Apparently, many employed people who would like to be saving aren’t doing it because they’re living beyond their means. Nearly 40 percent of those responding to the survey listed other expenses as the roadblock to putting money away. Others (16 percent) said their jobs just don’t pay enough or they just “haven’t gotten around to it.” Thirteen percent blamed debt, while about 6 percent said they don’t need to save money, either because they think they have enough or don’t see it as important.

The study did reveal a couple of bright spots, though: Millennials report saving at higher rates than their parents and are second only to their grandparents. “Among age groups, younger Millennials (aged 18-27) were second only to seniors between the ages of 64 and 72 years old,” the report noted.
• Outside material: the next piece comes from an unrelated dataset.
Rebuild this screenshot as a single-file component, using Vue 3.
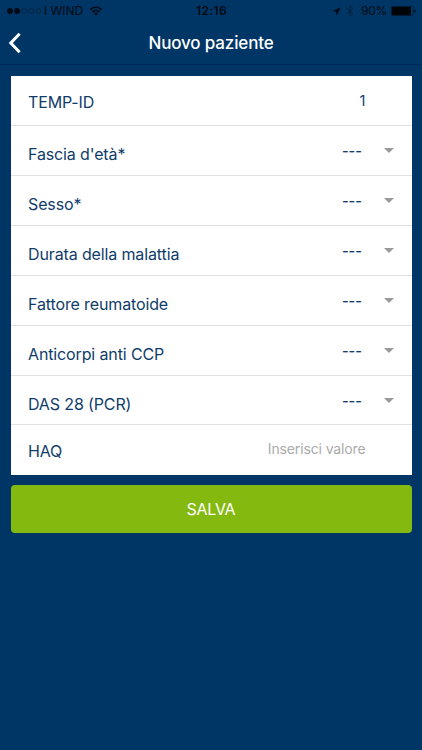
<script setup>
const fields = [
  { label: 'TEMP-ID', value: '1', type: 'plain' },
  { label: "Fascia d'età*", type: 'select' },
  { label: 'Sesso*', type: 'select' },
  { label: 'Durata della malattia', type: 'select' },
  { label: 'Fattore reumatoide', type: 'select' },
  { label: 'Anticorpi anti CCP', type: 'select' },
  { label: 'DAS 28 (PCR)', type: 'select' },
  { label: 'HAQ', value: 'Inserisci valore', type: 'input' }
]
</script>

<template>
  <div class="screen">
    <div class="status">
      <div class="carrier">
        <svg class="dots" width="36" height="8" viewBox="0 0 36 8">
          <circle cx="3" cy="4" r="2.9" fill="#000a14" />
          <circle cx="10.1" cy="4" r="2.9" fill="#000a14" />
          <g fill="none" stroke="#001c38" stroke-width=".7">
            <circle cx="17.2" cy="4" r="2.5" />
            <circle cx="24.3" cy="4" r="2.5" />
            <circle cx="31.4" cy="4" r="2.5" />
          </g>
        </svg>
        <span class="network">I WIND</span>
        <svg class="wifi" width="14" height="10" viewBox="0 0 14 10" fill="none" stroke="#000a14" stroke-width="1.6">
          <path d="M1.2 3.6C4.5.4 9.5.4 12.8 3.6" />
          <path d="M3.3 5.9C5.4 3.9 8.6 3.9 10.7 5.9" />
          <path d="M7 9.4 4.9 7.4Q7 5.7 9.1 7.4Z" fill="#000a14" stroke="none" />
        </svg>
      </div>
      <span class="clock">12:16</span>
      <div class="power">
        <svg width="9" height="9" viewBox="0 0 9 9"><path d="M8.8.2.2 4.3l4.1.4.4 4.1Z" fill="#000a14" /></svg>
        <svg class="bluetooth" width="8" height="12" viewBox="0 0 8 12" fill="none" stroke="#00203f" stroke-width="1">
          <path d="M.8 3.2 7 8.6 4 11.2V.8l3 2.6L.8 8.8" />
        </svg>
        <span class="percent">90%</span>
        <svg class="battery" width="25" height="10" viewBox="0 0 25 10">
          <rect x=".4" y=".4" width="21.8" height="9.2" rx="1.2" fill="none" stroke="#001c38" stroke-width=".7" />
          <rect x=".8" y=".8" width="19.2" height="8.4" rx=".5" fill="#000508" />
          <path d="M23.3 3.3q1.4.2 1.4 1.7t-1.4 1.7Z" fill="#000a14" />
        </svg>
      </div>
    </div>

    <header class="nav">
      <svg class="back" width="14" height="22" viewBox="0 0 14 22">
        <path d="M11.6 1.8 2.8 11l8.8 9.2" fill="none" stroke="#fff" stroke-width="3" />
      </svg>
      <h1>Nuovo paziente</h1>
    </header>

    <main>
      <div class="card">
        <div v-for="field in fields" :key="field.label" class="row" :class="field.type">
          <span class="label">{{ field.label }}</span>
          <span class="value">{{ field.type === 'select' ? '---' : field.value }}</span>
          <svg v-if="field.type === 'select'" class="arrow" width="10" height="5" viewBox="0 0 10 5">
            <path d="M0 0h10L5 5Z" fill="#999" />
          </svg>
        </div>
      </div>
      <button class="save">SALVA</button>
    </main>
  </div>
</template>

<style>
body {
  background: #003665;
}
</style>

<style scoped>
.screen {
  height: 750px;
  overflow: hidden;
  background: #003665;
  font-family: Inter, "Liberation Sans", sans-serif;
  color: #103c6a;
}
.status {
  display: grid;
  grid-template-columns: 1fr auto 1fr;
  align-items: center;
  height: 22px;
  padding: 0 6px 0 7px;
  color: #000a14;
  font-size: 12px;
  line-height: 22px;
}
.carrier,
.power {
  display: flex;
  align-items: center;
}
.network {
  margin-left: 1px;
  letter-spacing: -0.05px;
}
.wifi {
  margin-left: 6px;
}
.clock {
  font-size: 12px;
  font-weight: 600;
  letter-spacing: 0.4px;
}
.power {
  justify-content: flex-end;
}
.bluetooth {
  margin-left: 5px;
}
.percent {
  margin-left: 7px;
  letter-spacing: -0.3px;
}
.battery {
  margin-left: 4px;
}
.nav {
  display: grid;
  grid-template-columns: 50px 1fr 50px;
  align-items: center;
  height: 43px;
  box-sizing: border-box;
  border-bottom: 1px solid #002b54;
}
.back {
  margin-left: 8px;
}
h1 {
  margin: 0;
  text-align: center;
  color: #fff;
  font-size: 17px;
  font-weight: 450;
  line-height: 22px;
  letter-spacing: -0.15px;
}
main {
  padding: 11px 10.5px 0;
}
.card {
  background: #fff;
}
.row {
  display: flex;
  align-items: flex-start;
  height: 49.93px;
  box-sizing: border-box;
  padding: 0 17.5px;
  border-bottom: 1px solid #dfe1e4;
}
.row:last-child {
  border-bottom: 0;
}
.label {
  flex: 1;
  padding-top: 16px;
  font-size: 16px;
  line-height: 20px;
  letter-spacing: -0.13px;
}
.select .label {
  padding-top: 18px;
}
.value {
  padding-top: 15px;
  margin-right: 28.5px;
  font-size: 14.5px;
  line-height: 20px;
}
.select .value {
  width: 20px;
  margin-right: 22px;
  font-weight: 500;
  letter-spacing: -0.1px;
}
.input .value {
  padding-top: 14px;
  color: #aaa;
  font-size: 14px;
  letter-spacing: -0.13px;
}
.arrow {
  margin-top: 22px;
}
.save {
  display: block;
  width: 100%;
  height: 48px;
  margin-top: 9.5px;
  padding: 0;
  border: 0;
  border-radius: 4px;
  background: #84b910;
  color: #fff;
  font: 400 16px/48px Inter, "Liberation Sans", sans-serif;
  letter-spacing: -0.3px;
}
</style>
There are many great ways to start putting money away. Most financial websites have some great ideas for developing ways to become a better manager of your money, and making it work for you (instead of the other way around). Here are three:

  • Create a spending plan and follow it. A good budget that includes setting aside money for the future will not only help you be a better master of your money, it will help you develop your long-term financial security.
  • Take advantage of employee matching. Many employers offer to match money you put into a retirement fund. This will effectively double your contribution, and many people are leaving money on the table if they don’t take advantage of this common benefit.
  • Encourage your kids to save. There are many great ways to teach children good savings habits. One common approach is the Moonjar or similar approaches, in which kids take their allowance, birthday money or other income and divide into three containers for saving, spending and giving. As the amount of money in the jars grows, they will develop solid habits that can last their entire lives.

And if you’re interested in teaching financial literacy to your kids, there are many great resources out there.

Saving can be hard to learn, but just like nearly everything else that requires us to change our habits, it takes time, commitment and dedication. Arming yourself with the right tools is the first step towards taking control of your money.